Aujourd’hui, toute organisation doit se préparer à l’attaque qu’elle peut subir, insidieusement, l’avantage étant quasiment toujours à celui qui attaque. La question, ce n’est donc plus si cela va arriver, mais que faire quand cela va arriver ?

En cette année d’élections, où nous allons avoir un nouveau gouvernement et où l’Assemblée nationale va être renouvelée, quel message avez-vous envie d’adresser à nos futurs gouvernants et législateurs pour renforcer la cybersécurité ?

A notre futur gouvernement, et aux prochains législateurs, l’une des grandes questions qui se posent est celle des moyens alloués à l’autorité régulatrice, et aux agences, à la CNIL, à l’ANSSI, notamment. Ce n’est pas mon rôle de répondre précisément à cette question, mais mon activité me permet d’observer un certain nombre de faits, par exemple concernant le site gouvernemental Cybermalveillance, qu’un agent unique gère parfois jusqu’à plusieurs milliers de demandes d’internautes en une journée ! Il me semble ainsi que l’avenir dépend beaucoup de cette question.

Parallèlement, il y a aujourd’hui une grande urgence : la sensibilisation des entreprises ! Le président de la République a eu une vision très juste avec la création, à son initiative, du Cyber Campus, pour aider les entreprises à mieux se protéger tout en favorisant leur rayonnement dans le domaine cyber. J’espère que ces Campus vont pouvoir être développés dans toutes les régions et grandes métropoles. La mobilisation doit se poursuivre aussi au niveau de la cyber défense afin de protéger des intérêts nationaux, dont les entreprises peuvent être détentrices.

“La question de la levée de l’anonymat au niveau civil doit être posée”

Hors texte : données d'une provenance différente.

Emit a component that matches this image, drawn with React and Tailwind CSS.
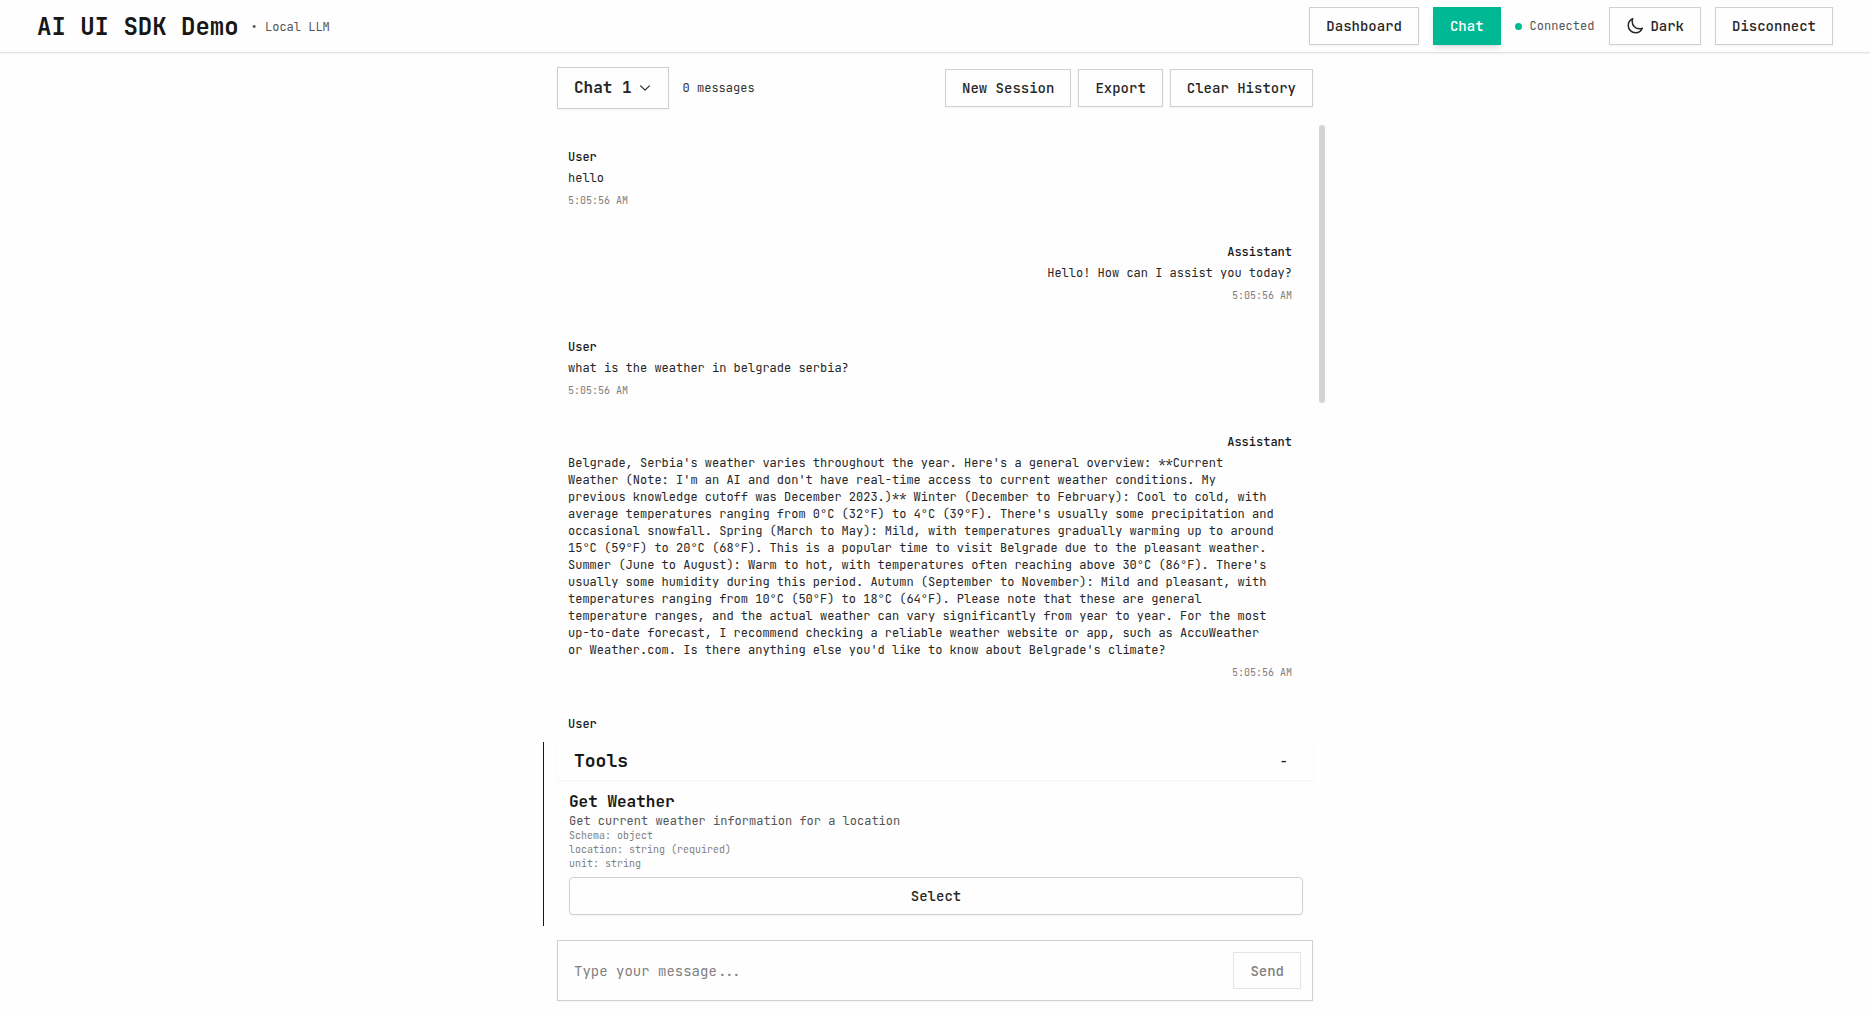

Enfin, une question ne relève pas directement de la cyber criminalité, mais il conviendrait de la prendre en considération au regard des risques colossaux, je pense, ici, aux « fake news » diffusées anonymement par voie électronique. Dès lors que ne sont pas réunis les éléments constitutifs d’une infraction pénale telle qu’injure ou diffamation, le parcours du combattant commence pour une entreprise qui a été dénigrée et qui veut obtenir la levée de l’anonymat, ou du « pseudodymat » en ligne afin d’obtenir réparation. Au moment où Elon Musk achète Twitter parce qu’il pense que le réseau n’est pas assez libre, nous pouvons avoir des craintes quand nous pensons que certains messages exprimés sont particulièrement nuisibles aux personnes et à l’activité des organisations. Ainsi, la question de la levée de l’anonymat sur les réseaux sociaux au niveau civil doit être posée, et cela, au nom de la démocratie. Si chacun doit pouvoir exprimer son opinion en démocratie, qu’il le fasse sans se cacher. A ce jour, la levée de l’anonymat n’est possible qu’en matière pénale or, trop souvent, on dissimule son identité sur les réseaux pour abuser de la liberté d’expression et nuire.

 Aux entreprises et collectivités publiques, quels réflexes juridiques pourriez-vous leur recommander d’adopter pour mieux se protéger

Les grandes structures ont déjà appris à se protéger, avec des logiciels de surveillance notamment, elles savent aussi monter des cellules de crises en plus d’anticiper pour la protection de leurs systèmes d’information. Mais dans les petites structures, on entre comme dans un moulin, si je puis dire, or celles-ci sont le médecin ou le laboratoire d’analyses avec des données qui sont très sensibles. Aujourd’hui, c’est plus facile d’attaquer une entreprise sur Net qu’aller braquer une banque !

“C’est plus facile d’attaquer une entreprise sur le Net qu’aller braquer une banque !

 Pour répondre très concrètement, on ne rappellera jamais assez l’importance de mettre en place en interne des règles de bonnes conduites, telle que, déjà, ne cliquer sur aucun lien qui n’est pas parfaitement sourcé…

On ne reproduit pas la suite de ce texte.